Why would Trump go out of his way to prove that the judges were right? As usual, the question becomes whether Trump is crazy, or crazy like a fox.

Perhaps the president just couldn’t help himself, got excited about being back out in a campaign-style rally, and spoke rashly. It also seems likely that he hadn’t read the entirety of the order when he hit the stage in Music City. Trump repeatedly railed against the Ninth Circuit, even though the ruling he was discussing was the district court order in Hawaii. (Press Secretary Sean Spicer, whom both the Maryland and Hawaii judges cited in their rulings, told the press pool on Air Force One after the rally that he had not read the order yet.)

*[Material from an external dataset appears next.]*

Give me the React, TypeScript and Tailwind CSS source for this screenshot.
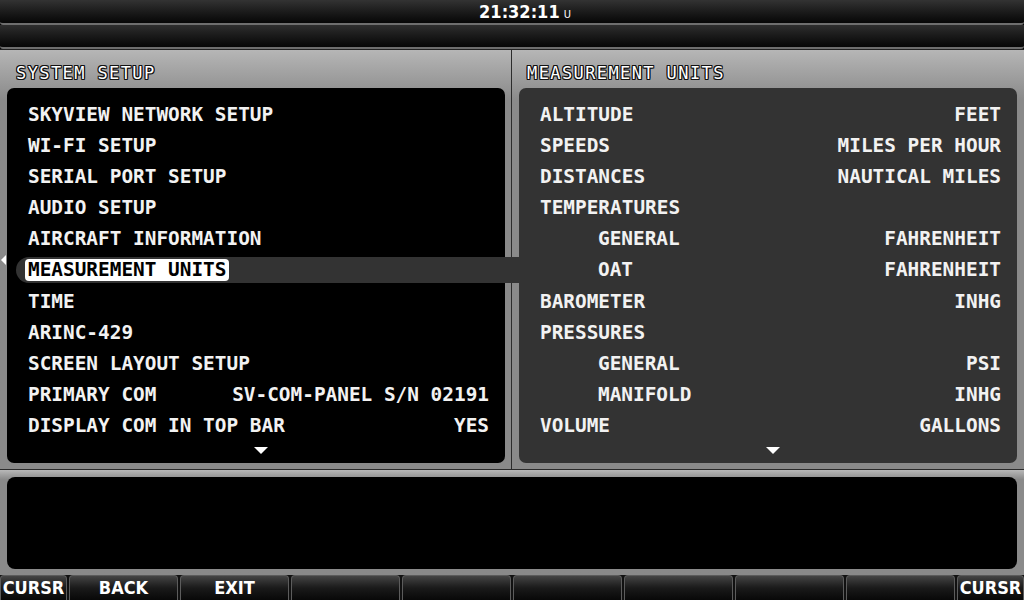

The alternative, Machiavellian explanation is that Trump isn’t really all that worried about the policy outcomes. Legal matters aside, the travel ban looks more like a piece of symbolism than a matter of sound policy; when White House officials asked the departments of Homeland Security and Justice to provide a factual basis for the ban, they were upset to receive a report suggesting the ban would actually do little to make the country more safe. And the White House delayed rolling out the second, revised order for public-relations reasons, a move that clashes with protestations of urgent danger and suggests either cynicism or recklessness. In this scenario, it is more politically useful for Trump to be able to rail against courts for having prevented him from keeping the country safe that it is to actually have the executive order in place.

Whether or not the Machiavellian interpretation is valid, Trump’s outburst on Wednesday risked undercutting the administration’s standing in court. If that is true, he will be forced to try to squeeze whatever political benefit he can get out a situation where the White House has bobbled its legal approach.